Sunday, December 23, 2007

"...I just read the Daily News and swear by every word."

The Christmas 2007 purchasing season is winding down rapidly, and the surest sign I've seen yet, aside from the calendar, is the size of the Sunday newspaper I have delivered to the house (or near the house, depending on the carrier's aim). For weeks, I feared I was going to have to ask one of those MLB players about HGH or steroids to just lift the newspaper and then worry about how I'd ask Senator Mitchell for the syringes to inject the drugs. And then, in all likelihood, I'd read about my escapade in the newspaper or Curt Schilling's comments about it on his blog. Oh the ignominy.....

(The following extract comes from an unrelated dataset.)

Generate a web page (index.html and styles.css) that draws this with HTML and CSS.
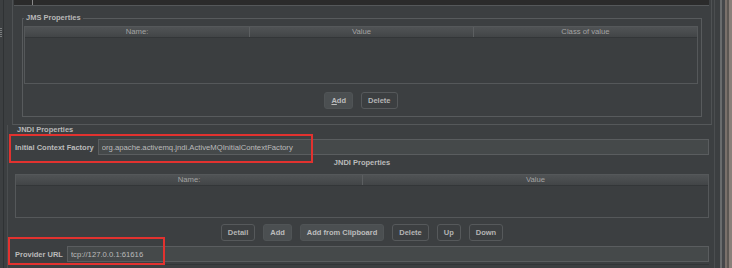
FILE: index.html
```html
<!DOCTYPE html>
<html lang="en">
<head>
  <meta charset="UTF-8">
  <meta name="viewport" content="width=device-width, initial-scale=1.0">
  <title>JMS Point-to-Point</title>
  <link rel="stylesheet" href="styles.css">
</head>
<body>
  <div class="app">
    <div class="gutter"><div class="grip"></div></div>

    <div class="main">
      <!-- JMS properties panel -->
      <div class="top-panel">
        <div class="editor-strip"></div>
        <fieldset class="group">
          <legend>JMS Properties</legend>
          <div class="table cols-3">
            <div class="thead">
              <div>Name:</div>
              <div>Value</div>
              <div>Class of value</div>
            </div>
            <div class="tbody tall"></div>
          </div>
          <div class="btn-row">
            <button class="btn primary"><u>A</u>dd</button>
            <button class="btn">Delete</button>
          </div>
        </fieldset>
      </div>

      <!-- JNDI properties -->
      <section class="jndi">
        <h3 class="section-title">JNDI Properties</h3>

        <div class="field-row icf">
          <label for="icf">Initial Context Factory</label>
          <input type="text" id="icf" value="org.apache.activemq.jndi.ActiveMQInitialContextFactory" readonly>
          <span class="mark"></span>
        </div>

        <div class="sub-title">JNDI Properties</div>
        <div class="table cols-2">
          <div class="thead">
            <div>Name:</div>
            <div>Value</div>
          </div>
          <div class="tbody short"></div>
        </div>
        <div class="btn-row">
          <button class="btn">Detail</button>
          <button class="btn primary">Add</button>
          <button class="btn primary">Add from Clipboard</button>
          <button class="btn">Delete</button>
          <button class="btn">Up</button>
          <button class="btn">Down</button>
        </div>

        <div class="field-row url">
          <label for="url">Provider URL</label>
          <input type="text" id="url" value="tcp://127.0.0.1:61616" readonly>
          <span class="mark"></span>
        </div>
        <div class="section-end"></div>
      </section>
    </div>

    <div class="edge"></div>
  </div>
</body>
</html>
```

FILE: styles.css
```css
body {
  margin: 0;
  background-color: #3c3f41;
  color: #bbbbbb;
  font-family: "Liberation Sans", Arial, sans-serif;
  overflow: hidden;
}
.app {
  display: flex;
  width: 732px;
  height: 268px;
}

/* left splitter */
.gutter {
  width: 7px;
  flex: none;
  background: linear-gradient(to right, transparent 3px, #2f3234 3px, #2f3234 4px, transparent 4px);
}
.grip {
  width: 2px;
  height: 9px;
  margin-top: 28px;
  background: repeating-linear-gradient(#7a7d7f 0 1px, transparent 1px 2px);
}

.main {
  width: 707px;
  flex: none;
  border-right: 1px solid #4b4e50;
}

/* top panel */
.top-panel {
  height: 125px;
  box-sizing: border-box;
  margin: 0 2px 0 5px;
  border-left: 1px solid #4f5254;
  border-right: 1px solid #4f5254;
  border-bottom: 1px solid #55585a;
  overflow: hidden;
}
.editor-strip {
  height: 5px;
  margin: 0 2px 0 1px;
  background: linear-gradient(to right, #2b2b2b 18px, #8a8a8a 18px, #8a8a8a 19px, #2b2b2b 19px);
  border-bottom: 1px solid #55585a;
}
.group {
  margin: 7px 9px 0 9px;
  padding: 3px 3px 7px 1px;
  border: 1px solid #585b5d;
  min-width: 0;
}
.group legend {
  padding: 0 2px;
  font-size: 7.5px;
  font-weight: bold;
  line-height: 10px;
  color: #b8b8b8;
}

/* tables */
.table {
  border: 1px solid #55585a;
}
.thead {
  display: grid;
  height: 10px;
  background: linear-gradient(#505355, #424547);
  border-bottom: 1px solid #333638;
  box-sizing: content-box;
}
.cols-3 .thead { grid-template-columns: 1fr 1fr 1fr; }
.cols-2 .thead { grid-template-columns: 1fr 1fr; }
.thead div {
  font-size: 7.7px;
  line-height: 10px;
  color: #a3a3a3;
  text-align: center;
}
.thead div + div {
  border-left: 1px solid #5c5f61;
}
.tbody {
  background-color: #3b3e40;
}
.tbody.tall { height: 45px; }
.tbody.short { height: 31px; }

/* buttons */
.btn-row {
  display: flex;
  justify-content: center;
  gap: 8px;
  margin-top: 8px;
}
.btn {
  height: 17px;
  padding: 0 6px;
  font-family: "Liberation Sans", Arial, sans-serif;
  font-size: 7.5px;
  font-weight: bold;
  color: #b4b4b4;
  background-color: #3c3f41;
  border: 1px solid #56595b;
  border-radius: 3px;
}
.btn.primary {
  background-color: #4b4f51;
  border-color: #505456;
  color: #bdbdbd;
}
.btn u {
  text-decoration-thickness: 1px;
}

/* JNDI section */
.jndi {
  height: 143px;
  padding: 0 5px 0 7px;
  border-left: 1px solid #4b4e50;
}
.section-title {
  margin: 0 0 0 2px;
  font-size: 7.5px;
  font-weight: bold;
  line-height: 10px;
  color: #b8b8b8;
}
.field-row {
  position: relative;
  display: flex;
  align-items: center;
  gap: 4px;
  height: 16px;
  margin-top: 4px;
}
.field-row label {
  font-size: 7.5px;
  font-weight: bold;
  color: #bbbbbb;
  white-space: nowrap;
}
.field-row input {
  flex: 1;
  min-width: 0;
  height: 16px;
  box-sizing: border-box;
  padding: 0 3px;
  font-family: "Liberation Sans", Arial, sans-serif;
  font-size: 7.7px;
  color: #bbbbbb;
  background-color: #45494a;
  border: 1px solid #5a5d5f;
  outline: none;
}
.field-row.url {
  margin-top: 5px;
}

/* red annotation boxes */
.mark {
  position: absolute;
  box-sizing: border-box;
  border: 2px solid #e2322f;
  pointer-events: none;
}
.icf .mark {
  left: -6px;
  top: -5px;
  width: 304px;
  height: 29px;
}
.url .mark {
  left: -7px;
  top: -9px;
  width: 157px;
  height: 28px;
}

.sub-title {
  margin-top: 3px;
  font-size: 7.5px;
  font-weight: bold;
  line-height: 10px;
  text-align: center;
}
.cols-2 {
  margin-top: 6px;
}
.jndi .btn-row {
  margin-top: 6px;
}
.section-end {
  margin-top: 2px;
  border-top: 1px solid #323537;
}

/* right window edge */
.edge {
  flex: 1;
  background: linear-gradient(to right,
    #3c3f41 5px, #6a6c6d 5px, #6a6c6d 7px, #45474a 7px, #45474a 10px,
    #7a706a 10px, #7a706a 12px, #5c5753 12px, #5c5753 14px, #8a807a 14px);
}
```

This morning's paper was considerably lighter than it's been since Thanksgiving, and I, for one, am thankful for that. I guess many, like me, have gotten done all the holiday shipping we are going to do. I bought festive bags and colored tissue paper with stick-on bows to hold the presents so I can avoid the annual 'look! Another gift that Dad wrapped!' chorus of light-hearted derision. Grinches have feelings, too, y'know.
(I'm working on a new Christmas carol, to the tune of "Merry Christmas to You"...
'Guys in ski masks pushing shopping carts/
From all points West, North, South and East.
Folks stand in line for a very long time/
To see if they can spend the least.'
No one from Tin Pan Alley called to ask me about an option-imagine my surprise.
I did get a call from Crusader Rabbit asking about his buddy, rags. All I could tell him was that there's a little dreamer in all of us and, perhaps, even a little realist. I think he thought I said 'realtor' because now he's working on a zoning variance proposal. This time Busby Berkley is doing the PowerPoint slides. Come early for the best seats. No point in hiding; like The Big Guy, he knows who you are though his definition of naughty or nice is a bit obscure.)

I wish I had a large empty box to store some of the feelings of harmony and accommodation that are so prevalent this time of year for those times in the coming year when we could really use them and won't have them.
It will be a Presidential election year and from what I've read we are none too sure as to where we want to go and whom we wish to have get us there. It's amazing to look back to the days of the founding of the Republic and see all the people who were qualified to President and realize in less than 250 years we've moved from a free exchange of ideas and positions to a demolition derby and some variant of Lord (or Lady) of the Flies wherever whoever is last standing is the 'winner'.
"And no, you're not my enemy, I like things like they used to be and though you need some company, I'm standing by myself, go play with someone else. I can see by what you carry that you come from Barrytown."